◆ GIVEN RECORDS:
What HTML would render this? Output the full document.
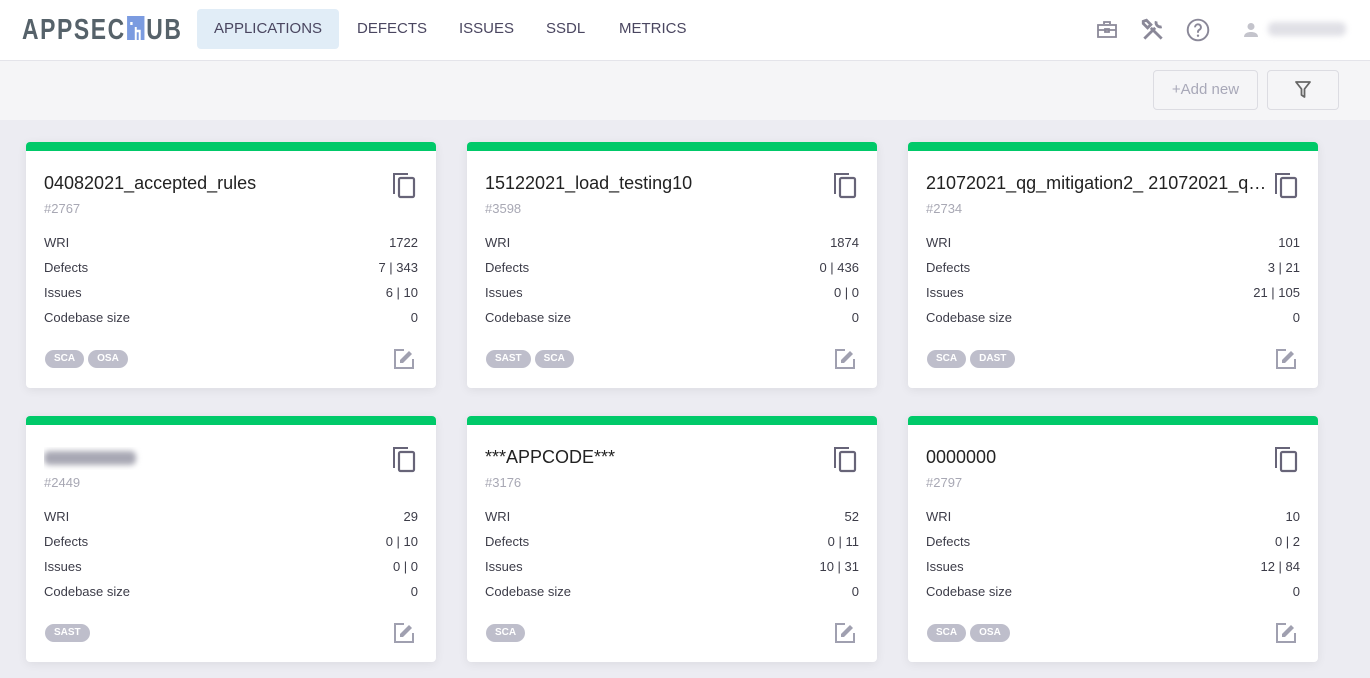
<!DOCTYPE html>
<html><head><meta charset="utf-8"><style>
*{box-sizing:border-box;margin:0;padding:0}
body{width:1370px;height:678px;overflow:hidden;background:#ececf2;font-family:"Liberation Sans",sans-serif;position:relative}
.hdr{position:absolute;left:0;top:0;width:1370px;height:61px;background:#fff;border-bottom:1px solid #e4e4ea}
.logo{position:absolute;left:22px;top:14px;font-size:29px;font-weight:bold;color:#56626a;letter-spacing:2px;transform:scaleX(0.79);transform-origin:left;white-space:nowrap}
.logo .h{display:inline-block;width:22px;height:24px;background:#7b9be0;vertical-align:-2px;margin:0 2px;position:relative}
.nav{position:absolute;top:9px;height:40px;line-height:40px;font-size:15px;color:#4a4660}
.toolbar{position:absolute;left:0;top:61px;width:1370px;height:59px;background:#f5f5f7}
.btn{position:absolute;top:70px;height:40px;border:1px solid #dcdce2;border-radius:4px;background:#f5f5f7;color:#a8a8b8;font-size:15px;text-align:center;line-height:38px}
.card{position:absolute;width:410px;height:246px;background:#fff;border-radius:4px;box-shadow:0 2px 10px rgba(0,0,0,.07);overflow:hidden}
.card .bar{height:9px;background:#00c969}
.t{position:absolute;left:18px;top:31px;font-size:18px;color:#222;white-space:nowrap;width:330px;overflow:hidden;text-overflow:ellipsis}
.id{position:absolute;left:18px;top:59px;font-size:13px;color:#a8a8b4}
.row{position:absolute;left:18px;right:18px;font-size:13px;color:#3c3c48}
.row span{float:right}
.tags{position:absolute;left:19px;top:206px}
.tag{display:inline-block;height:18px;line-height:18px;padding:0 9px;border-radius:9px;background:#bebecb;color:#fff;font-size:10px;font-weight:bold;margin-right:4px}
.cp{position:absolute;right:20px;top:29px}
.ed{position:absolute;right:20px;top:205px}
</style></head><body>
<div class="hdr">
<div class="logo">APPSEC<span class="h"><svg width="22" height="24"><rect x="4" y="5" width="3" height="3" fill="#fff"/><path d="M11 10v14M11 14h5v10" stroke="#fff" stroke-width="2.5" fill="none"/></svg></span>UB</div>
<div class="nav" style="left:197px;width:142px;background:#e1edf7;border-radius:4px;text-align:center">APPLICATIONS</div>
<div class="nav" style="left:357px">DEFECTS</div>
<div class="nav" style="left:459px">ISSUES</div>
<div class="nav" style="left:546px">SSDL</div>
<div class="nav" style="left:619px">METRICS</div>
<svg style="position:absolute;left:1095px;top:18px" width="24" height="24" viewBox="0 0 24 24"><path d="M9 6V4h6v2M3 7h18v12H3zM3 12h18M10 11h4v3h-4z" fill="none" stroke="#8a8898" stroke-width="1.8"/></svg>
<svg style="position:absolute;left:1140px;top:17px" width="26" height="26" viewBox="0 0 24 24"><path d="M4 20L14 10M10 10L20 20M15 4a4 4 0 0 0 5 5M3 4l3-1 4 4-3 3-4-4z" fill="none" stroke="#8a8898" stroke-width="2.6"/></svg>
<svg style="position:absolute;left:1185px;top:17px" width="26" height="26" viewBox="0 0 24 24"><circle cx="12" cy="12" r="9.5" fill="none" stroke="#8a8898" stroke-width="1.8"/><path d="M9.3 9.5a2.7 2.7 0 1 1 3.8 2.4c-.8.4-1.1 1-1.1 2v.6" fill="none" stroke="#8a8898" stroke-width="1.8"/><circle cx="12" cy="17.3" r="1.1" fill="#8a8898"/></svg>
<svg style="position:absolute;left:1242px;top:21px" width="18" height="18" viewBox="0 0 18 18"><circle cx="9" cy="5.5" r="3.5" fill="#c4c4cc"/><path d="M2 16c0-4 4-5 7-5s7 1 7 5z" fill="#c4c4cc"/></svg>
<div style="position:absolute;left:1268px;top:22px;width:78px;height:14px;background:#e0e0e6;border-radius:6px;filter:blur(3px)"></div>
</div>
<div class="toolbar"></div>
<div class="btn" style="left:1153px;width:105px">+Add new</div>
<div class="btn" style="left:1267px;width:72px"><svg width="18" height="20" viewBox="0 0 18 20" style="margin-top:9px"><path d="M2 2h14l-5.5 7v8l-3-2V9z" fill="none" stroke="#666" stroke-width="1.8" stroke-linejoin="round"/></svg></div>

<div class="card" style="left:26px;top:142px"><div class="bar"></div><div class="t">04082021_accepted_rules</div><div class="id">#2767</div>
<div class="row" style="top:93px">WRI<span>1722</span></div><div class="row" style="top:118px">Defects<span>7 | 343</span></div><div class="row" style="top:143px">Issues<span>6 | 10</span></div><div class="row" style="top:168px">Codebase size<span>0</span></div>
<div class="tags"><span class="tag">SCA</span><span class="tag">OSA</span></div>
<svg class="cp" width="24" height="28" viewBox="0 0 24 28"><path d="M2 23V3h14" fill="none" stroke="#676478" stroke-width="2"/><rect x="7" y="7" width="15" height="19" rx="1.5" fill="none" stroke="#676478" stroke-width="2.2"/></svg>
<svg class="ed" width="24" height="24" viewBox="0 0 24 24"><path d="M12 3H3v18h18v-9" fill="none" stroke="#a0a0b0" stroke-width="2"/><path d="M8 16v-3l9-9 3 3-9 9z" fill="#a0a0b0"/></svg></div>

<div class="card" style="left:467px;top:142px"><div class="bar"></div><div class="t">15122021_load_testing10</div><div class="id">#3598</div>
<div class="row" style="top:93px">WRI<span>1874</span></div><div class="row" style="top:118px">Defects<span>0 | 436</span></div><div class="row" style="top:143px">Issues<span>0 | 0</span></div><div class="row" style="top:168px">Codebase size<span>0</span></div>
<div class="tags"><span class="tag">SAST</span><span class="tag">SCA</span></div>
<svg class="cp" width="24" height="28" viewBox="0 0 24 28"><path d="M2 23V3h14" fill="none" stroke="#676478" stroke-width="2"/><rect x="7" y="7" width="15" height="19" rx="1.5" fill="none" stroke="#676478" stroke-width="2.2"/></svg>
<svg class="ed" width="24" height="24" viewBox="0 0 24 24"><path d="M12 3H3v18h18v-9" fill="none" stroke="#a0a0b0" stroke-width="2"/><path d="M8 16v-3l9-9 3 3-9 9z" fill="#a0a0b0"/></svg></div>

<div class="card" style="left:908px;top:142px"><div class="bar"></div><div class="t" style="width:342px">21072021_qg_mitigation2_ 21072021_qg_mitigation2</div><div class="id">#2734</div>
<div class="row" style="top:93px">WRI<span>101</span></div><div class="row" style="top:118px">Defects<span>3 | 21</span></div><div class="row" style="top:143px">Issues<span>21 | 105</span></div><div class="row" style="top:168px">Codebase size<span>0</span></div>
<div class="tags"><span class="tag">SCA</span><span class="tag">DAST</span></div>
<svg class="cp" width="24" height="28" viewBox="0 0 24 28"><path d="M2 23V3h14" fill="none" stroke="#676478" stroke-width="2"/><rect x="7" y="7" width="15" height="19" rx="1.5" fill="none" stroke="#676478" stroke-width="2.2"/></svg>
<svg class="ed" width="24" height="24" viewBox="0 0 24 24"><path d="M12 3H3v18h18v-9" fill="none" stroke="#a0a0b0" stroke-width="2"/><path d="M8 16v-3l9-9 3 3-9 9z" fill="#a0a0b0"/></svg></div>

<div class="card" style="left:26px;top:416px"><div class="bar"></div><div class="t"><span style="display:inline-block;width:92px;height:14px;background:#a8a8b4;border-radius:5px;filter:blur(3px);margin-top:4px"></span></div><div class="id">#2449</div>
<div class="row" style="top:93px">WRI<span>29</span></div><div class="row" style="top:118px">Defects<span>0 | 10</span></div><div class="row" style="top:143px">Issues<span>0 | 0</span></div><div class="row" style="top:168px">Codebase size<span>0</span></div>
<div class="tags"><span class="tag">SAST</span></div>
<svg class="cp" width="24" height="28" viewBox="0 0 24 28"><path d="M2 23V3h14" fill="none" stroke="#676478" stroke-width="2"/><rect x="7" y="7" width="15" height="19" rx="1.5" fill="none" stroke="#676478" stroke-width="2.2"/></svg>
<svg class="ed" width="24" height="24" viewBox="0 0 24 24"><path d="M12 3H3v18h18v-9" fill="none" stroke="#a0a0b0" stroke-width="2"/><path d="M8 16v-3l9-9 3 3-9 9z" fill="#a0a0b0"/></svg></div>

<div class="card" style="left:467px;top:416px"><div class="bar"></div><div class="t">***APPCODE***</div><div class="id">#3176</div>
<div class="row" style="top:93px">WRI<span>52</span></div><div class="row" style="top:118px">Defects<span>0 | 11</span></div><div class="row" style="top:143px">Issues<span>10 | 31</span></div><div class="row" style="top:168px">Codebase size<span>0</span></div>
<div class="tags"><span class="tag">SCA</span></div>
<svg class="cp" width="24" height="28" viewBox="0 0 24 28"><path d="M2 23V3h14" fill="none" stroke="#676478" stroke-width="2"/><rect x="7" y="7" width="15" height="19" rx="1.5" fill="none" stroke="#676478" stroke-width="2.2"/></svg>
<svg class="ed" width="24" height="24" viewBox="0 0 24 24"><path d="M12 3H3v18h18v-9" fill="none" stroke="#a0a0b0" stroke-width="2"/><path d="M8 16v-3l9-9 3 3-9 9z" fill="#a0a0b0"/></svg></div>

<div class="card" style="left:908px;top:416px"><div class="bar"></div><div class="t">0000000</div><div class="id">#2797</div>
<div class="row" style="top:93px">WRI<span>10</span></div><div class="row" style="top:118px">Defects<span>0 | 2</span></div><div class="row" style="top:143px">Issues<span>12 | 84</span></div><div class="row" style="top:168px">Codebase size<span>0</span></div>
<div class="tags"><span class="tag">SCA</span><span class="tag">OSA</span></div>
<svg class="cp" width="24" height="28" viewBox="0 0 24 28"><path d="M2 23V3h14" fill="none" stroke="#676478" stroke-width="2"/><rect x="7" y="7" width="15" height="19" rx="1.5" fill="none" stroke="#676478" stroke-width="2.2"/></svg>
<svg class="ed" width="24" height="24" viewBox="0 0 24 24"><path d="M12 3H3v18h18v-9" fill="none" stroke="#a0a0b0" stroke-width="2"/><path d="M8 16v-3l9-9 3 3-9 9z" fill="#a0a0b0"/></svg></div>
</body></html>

* * *

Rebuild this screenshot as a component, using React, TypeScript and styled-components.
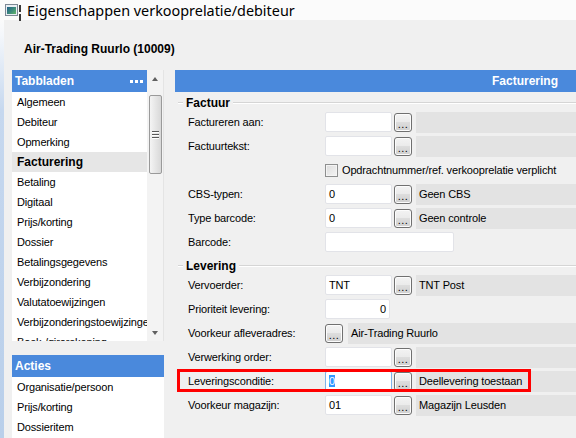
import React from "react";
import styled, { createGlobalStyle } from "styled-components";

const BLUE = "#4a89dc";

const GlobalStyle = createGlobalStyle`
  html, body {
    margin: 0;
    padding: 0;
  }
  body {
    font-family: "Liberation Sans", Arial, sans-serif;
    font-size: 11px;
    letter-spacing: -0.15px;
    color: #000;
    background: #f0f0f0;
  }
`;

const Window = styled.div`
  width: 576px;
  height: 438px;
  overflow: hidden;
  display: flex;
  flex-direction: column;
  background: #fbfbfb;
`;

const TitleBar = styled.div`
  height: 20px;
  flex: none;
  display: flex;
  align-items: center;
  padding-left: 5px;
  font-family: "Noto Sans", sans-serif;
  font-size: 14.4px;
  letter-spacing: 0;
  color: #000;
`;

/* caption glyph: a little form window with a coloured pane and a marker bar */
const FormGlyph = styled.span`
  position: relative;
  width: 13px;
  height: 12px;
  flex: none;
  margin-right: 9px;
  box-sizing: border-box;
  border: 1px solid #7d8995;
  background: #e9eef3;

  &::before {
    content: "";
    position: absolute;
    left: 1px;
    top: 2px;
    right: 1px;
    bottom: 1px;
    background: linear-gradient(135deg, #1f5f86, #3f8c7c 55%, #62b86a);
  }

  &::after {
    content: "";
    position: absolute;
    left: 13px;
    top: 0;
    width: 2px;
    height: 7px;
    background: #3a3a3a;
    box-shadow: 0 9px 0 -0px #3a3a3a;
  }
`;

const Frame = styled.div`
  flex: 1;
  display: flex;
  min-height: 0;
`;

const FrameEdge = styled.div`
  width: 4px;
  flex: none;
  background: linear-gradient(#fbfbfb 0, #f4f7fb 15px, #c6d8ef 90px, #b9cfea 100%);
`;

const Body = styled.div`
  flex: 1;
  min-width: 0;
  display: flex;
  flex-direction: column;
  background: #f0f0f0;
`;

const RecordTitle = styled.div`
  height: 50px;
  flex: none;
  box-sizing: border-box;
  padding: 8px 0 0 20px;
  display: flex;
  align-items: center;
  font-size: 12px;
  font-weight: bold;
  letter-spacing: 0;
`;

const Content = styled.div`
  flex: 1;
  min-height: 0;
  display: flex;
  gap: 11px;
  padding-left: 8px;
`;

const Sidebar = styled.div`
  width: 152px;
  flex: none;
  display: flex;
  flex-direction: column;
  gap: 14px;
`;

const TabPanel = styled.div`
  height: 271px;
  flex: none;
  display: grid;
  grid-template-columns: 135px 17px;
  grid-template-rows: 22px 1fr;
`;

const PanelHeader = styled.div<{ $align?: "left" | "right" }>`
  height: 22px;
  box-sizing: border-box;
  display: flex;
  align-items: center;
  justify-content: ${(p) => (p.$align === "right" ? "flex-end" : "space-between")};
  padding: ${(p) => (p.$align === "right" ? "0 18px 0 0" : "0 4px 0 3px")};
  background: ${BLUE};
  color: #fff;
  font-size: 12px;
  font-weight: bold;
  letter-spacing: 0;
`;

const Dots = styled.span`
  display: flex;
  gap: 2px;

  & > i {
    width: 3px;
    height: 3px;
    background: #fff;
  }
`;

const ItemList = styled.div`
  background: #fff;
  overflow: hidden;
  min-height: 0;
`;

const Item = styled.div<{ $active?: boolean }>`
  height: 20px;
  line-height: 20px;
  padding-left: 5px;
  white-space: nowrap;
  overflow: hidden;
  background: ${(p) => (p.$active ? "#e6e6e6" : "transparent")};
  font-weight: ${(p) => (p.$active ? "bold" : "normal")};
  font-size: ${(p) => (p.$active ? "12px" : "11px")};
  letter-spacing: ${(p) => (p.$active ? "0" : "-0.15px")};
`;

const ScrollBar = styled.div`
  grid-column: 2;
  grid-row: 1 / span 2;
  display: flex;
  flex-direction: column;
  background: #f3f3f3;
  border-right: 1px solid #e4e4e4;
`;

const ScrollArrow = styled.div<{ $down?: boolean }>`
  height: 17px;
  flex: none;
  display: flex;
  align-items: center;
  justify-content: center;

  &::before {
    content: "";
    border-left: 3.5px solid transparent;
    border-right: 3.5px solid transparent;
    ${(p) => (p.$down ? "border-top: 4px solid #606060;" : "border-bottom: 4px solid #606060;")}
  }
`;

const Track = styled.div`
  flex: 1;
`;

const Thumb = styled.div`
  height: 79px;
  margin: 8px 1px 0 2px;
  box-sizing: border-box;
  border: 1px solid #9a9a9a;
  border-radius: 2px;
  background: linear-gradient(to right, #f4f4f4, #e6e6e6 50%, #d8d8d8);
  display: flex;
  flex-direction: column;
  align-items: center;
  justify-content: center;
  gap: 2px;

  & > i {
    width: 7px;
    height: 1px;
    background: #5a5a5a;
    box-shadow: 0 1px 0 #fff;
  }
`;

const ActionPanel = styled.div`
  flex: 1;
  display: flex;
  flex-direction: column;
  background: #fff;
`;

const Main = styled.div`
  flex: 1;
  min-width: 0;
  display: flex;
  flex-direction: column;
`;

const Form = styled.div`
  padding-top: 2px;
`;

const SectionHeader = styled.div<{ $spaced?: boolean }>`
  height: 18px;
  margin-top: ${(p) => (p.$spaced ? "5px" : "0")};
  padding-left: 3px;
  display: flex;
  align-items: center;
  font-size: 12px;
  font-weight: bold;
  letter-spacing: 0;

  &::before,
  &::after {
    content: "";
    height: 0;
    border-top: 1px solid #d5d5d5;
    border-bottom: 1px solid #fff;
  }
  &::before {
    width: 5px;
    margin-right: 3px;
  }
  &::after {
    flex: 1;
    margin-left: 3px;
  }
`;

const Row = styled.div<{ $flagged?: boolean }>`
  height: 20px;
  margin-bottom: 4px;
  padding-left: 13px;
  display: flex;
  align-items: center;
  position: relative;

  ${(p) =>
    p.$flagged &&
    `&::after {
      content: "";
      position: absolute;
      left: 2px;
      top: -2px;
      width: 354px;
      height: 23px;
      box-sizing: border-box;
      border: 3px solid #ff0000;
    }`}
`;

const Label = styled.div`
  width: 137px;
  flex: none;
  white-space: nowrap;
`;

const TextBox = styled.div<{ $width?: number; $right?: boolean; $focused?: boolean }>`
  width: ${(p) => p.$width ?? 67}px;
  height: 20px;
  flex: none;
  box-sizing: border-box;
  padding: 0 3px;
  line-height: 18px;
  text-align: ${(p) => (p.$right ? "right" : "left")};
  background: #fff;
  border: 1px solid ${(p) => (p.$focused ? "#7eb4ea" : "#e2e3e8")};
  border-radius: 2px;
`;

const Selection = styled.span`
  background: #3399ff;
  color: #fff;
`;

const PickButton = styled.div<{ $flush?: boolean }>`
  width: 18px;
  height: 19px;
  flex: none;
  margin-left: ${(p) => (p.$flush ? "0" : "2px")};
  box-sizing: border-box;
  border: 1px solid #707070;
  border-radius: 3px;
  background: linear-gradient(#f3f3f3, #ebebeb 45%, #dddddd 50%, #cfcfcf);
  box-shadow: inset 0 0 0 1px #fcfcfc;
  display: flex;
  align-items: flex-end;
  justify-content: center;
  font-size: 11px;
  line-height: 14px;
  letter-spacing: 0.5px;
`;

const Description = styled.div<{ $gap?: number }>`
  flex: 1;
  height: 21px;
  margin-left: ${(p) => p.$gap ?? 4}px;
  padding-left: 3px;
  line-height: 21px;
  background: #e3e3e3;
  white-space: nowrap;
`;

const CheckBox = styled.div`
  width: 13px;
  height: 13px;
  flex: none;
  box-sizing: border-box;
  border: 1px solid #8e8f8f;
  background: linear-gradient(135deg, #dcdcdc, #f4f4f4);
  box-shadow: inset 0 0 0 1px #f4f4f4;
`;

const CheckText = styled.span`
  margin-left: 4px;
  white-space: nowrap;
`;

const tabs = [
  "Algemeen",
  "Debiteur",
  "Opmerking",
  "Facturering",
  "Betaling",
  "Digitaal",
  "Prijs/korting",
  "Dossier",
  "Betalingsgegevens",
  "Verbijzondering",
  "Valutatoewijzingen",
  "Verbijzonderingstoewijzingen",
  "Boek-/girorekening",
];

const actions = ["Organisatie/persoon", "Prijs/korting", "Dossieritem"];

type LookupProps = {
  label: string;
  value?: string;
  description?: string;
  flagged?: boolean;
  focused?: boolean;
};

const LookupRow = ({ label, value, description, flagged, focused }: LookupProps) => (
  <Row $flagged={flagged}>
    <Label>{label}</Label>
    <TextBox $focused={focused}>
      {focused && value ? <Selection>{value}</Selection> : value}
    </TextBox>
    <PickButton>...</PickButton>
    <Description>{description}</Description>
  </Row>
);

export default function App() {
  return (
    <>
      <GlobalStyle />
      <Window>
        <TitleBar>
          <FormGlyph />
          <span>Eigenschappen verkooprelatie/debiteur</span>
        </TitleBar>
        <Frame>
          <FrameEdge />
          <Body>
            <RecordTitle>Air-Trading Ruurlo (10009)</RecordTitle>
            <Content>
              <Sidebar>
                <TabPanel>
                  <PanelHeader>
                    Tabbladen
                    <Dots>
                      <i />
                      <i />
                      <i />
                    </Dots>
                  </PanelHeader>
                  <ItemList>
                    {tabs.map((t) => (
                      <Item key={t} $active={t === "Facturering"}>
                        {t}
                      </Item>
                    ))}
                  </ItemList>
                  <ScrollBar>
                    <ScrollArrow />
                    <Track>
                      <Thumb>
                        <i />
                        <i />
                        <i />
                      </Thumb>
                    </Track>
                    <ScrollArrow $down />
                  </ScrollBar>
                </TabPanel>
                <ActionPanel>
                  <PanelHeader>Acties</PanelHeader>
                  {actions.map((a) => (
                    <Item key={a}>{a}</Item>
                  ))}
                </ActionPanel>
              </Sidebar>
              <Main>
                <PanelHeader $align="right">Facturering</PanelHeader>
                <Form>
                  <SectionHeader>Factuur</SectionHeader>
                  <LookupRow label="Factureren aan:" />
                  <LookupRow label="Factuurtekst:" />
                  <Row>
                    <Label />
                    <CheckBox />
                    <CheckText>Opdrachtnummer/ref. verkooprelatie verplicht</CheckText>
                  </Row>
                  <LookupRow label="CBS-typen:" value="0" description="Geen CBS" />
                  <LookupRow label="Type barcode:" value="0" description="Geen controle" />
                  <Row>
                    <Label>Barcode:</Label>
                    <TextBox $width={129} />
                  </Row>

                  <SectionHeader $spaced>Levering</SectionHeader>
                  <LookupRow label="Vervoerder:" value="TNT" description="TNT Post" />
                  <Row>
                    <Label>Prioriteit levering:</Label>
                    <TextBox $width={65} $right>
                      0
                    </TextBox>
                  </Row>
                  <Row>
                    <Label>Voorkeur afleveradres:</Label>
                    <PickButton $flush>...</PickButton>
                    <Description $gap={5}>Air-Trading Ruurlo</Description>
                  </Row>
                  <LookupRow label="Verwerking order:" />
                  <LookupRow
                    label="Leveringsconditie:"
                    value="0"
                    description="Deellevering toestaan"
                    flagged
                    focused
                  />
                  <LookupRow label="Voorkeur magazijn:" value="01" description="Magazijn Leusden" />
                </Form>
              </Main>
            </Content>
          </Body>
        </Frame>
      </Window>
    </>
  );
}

---

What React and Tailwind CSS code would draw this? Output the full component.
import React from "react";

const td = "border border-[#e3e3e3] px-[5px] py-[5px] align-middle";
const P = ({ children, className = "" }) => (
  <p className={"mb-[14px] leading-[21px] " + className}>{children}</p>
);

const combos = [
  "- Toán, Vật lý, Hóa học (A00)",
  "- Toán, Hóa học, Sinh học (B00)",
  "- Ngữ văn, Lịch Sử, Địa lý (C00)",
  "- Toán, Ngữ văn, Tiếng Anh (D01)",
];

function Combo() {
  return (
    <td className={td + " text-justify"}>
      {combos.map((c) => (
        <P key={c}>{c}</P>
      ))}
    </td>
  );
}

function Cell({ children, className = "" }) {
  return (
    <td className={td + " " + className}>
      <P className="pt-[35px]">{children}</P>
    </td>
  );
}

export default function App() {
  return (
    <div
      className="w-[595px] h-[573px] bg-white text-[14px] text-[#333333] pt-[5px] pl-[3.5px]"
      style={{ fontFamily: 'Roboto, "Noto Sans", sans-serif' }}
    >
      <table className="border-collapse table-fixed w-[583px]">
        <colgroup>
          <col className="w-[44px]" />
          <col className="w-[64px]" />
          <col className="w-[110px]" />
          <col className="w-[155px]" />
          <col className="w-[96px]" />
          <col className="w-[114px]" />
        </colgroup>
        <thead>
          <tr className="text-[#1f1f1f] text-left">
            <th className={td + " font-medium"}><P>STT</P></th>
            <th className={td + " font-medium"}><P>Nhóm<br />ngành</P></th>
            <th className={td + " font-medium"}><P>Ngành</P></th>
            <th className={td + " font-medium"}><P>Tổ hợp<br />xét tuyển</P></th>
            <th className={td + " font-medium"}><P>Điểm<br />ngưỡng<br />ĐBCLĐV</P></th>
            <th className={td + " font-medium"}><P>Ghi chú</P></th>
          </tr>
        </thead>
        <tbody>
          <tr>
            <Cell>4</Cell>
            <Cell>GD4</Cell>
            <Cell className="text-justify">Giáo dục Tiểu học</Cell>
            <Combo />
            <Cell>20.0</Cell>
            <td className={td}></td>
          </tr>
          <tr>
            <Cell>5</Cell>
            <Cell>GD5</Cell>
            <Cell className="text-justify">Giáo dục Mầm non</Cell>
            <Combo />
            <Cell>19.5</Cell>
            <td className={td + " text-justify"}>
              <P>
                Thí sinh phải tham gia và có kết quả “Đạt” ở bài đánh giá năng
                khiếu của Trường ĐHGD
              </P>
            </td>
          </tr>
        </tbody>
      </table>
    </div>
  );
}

◆ EXERCISE BRIEF:
Return, from the data, each line that has the word "components" in it.

◆ THE ANSWER:
Rebuild this screenshot as a component, using React, TypeScript and styled-components.
import styled, { createGlobalStyle } from "styled-components";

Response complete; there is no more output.